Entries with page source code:
▬▬▬▬▬▬▬▬▬▬

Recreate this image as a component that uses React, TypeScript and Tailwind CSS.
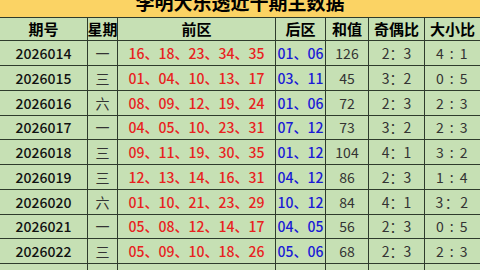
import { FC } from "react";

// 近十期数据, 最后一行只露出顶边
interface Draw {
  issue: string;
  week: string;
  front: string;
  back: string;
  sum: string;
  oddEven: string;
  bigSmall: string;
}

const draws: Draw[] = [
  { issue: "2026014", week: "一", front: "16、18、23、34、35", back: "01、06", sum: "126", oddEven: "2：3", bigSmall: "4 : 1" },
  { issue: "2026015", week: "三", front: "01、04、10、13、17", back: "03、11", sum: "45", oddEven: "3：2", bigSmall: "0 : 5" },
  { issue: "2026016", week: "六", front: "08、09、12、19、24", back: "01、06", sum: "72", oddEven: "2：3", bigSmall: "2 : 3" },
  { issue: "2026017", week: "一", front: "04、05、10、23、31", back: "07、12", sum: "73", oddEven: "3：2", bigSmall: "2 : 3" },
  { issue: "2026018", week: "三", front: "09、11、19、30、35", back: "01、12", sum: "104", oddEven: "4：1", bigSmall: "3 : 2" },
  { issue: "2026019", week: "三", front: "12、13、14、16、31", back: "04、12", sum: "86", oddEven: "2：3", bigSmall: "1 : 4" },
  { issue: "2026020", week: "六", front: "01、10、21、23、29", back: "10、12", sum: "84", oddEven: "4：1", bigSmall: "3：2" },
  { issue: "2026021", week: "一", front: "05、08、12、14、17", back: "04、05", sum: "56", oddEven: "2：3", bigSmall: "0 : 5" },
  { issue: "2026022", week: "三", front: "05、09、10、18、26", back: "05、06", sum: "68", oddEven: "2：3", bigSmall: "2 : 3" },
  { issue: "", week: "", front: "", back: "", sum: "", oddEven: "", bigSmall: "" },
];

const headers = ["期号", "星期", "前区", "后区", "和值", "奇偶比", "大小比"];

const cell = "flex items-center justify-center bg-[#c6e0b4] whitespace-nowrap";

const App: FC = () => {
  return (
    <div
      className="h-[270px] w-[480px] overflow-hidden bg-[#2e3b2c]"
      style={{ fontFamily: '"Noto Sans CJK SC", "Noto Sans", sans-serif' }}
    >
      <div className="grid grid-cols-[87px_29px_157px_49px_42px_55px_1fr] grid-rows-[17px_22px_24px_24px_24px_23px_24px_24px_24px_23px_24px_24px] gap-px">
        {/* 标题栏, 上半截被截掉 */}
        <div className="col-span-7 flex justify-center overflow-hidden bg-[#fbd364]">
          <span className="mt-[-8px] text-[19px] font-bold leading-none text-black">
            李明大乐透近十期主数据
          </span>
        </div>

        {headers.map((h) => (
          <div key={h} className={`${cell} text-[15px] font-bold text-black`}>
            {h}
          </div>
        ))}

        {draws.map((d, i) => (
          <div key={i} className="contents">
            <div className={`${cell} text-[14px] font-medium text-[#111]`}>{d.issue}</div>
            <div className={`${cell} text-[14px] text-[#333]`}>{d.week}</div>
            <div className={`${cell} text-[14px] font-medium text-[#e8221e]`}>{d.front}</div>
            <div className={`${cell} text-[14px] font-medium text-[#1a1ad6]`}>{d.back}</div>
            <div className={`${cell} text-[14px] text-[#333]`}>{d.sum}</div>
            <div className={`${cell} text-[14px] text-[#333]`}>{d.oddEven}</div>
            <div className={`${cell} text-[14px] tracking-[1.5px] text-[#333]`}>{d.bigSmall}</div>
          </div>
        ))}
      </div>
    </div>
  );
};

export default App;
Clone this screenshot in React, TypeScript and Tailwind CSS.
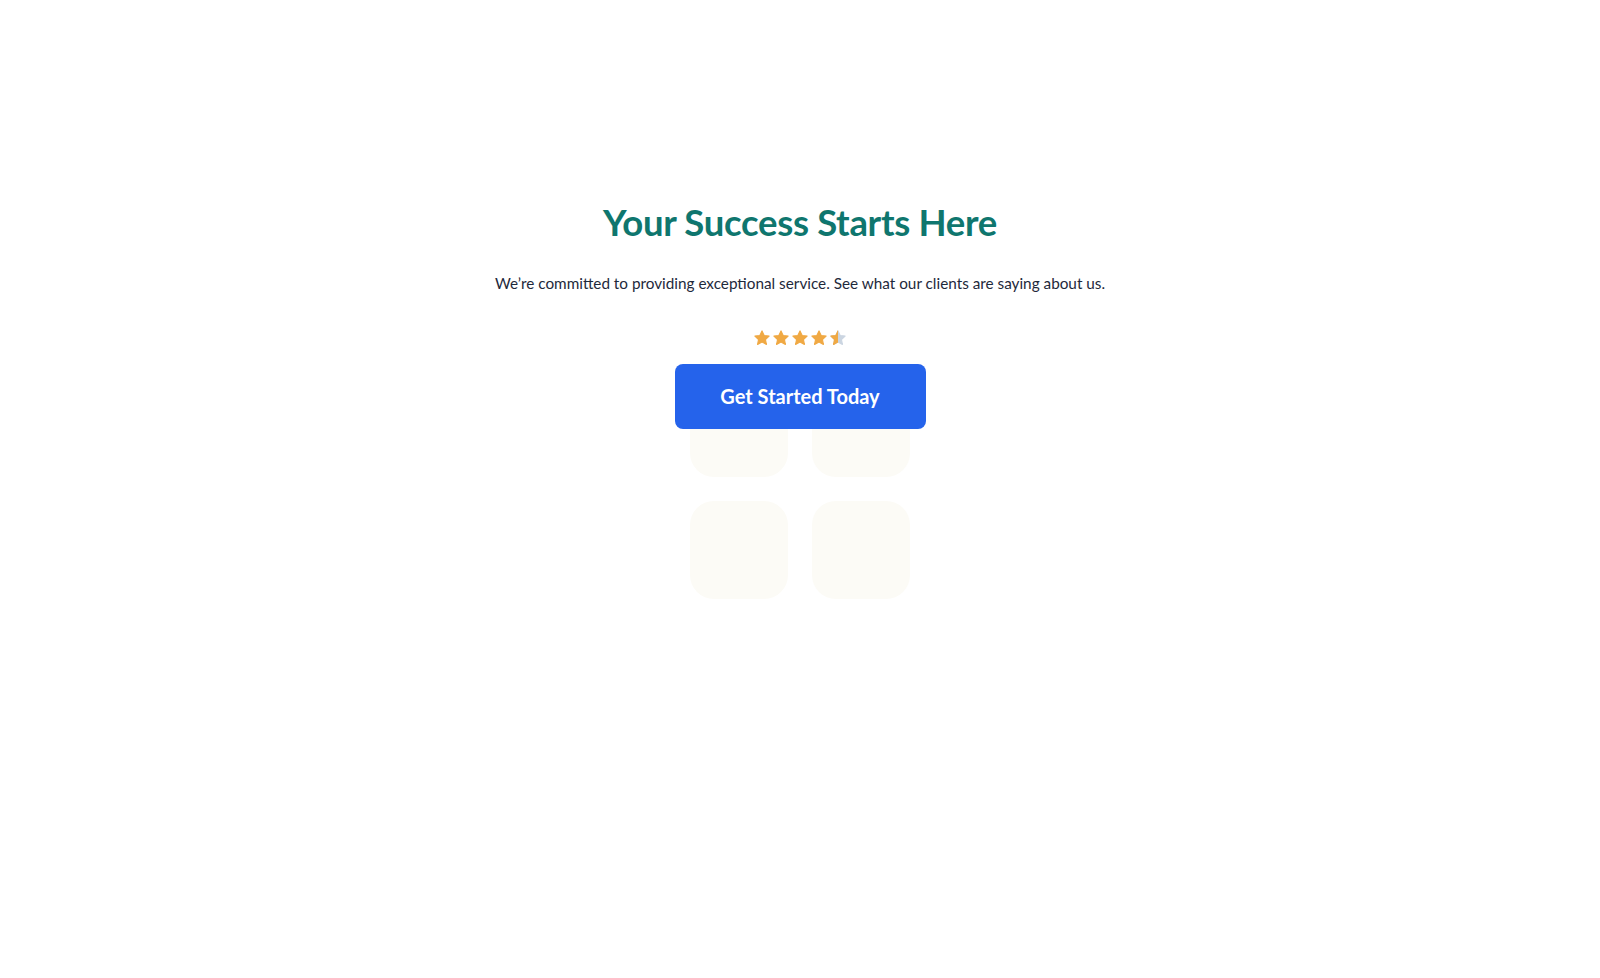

▬▬▬▬▬▬▬▬▬▬

**WHAT NEEDS TO BE DONE**
All lines holding the word "TypeScript" should be picked out and copied.

**FINISHED TASK**
Recreate this image as a component that uses React, TypeScript and Tailwind CSS.
Clone this screenshot in React, TypeScript and Tailwind CSS.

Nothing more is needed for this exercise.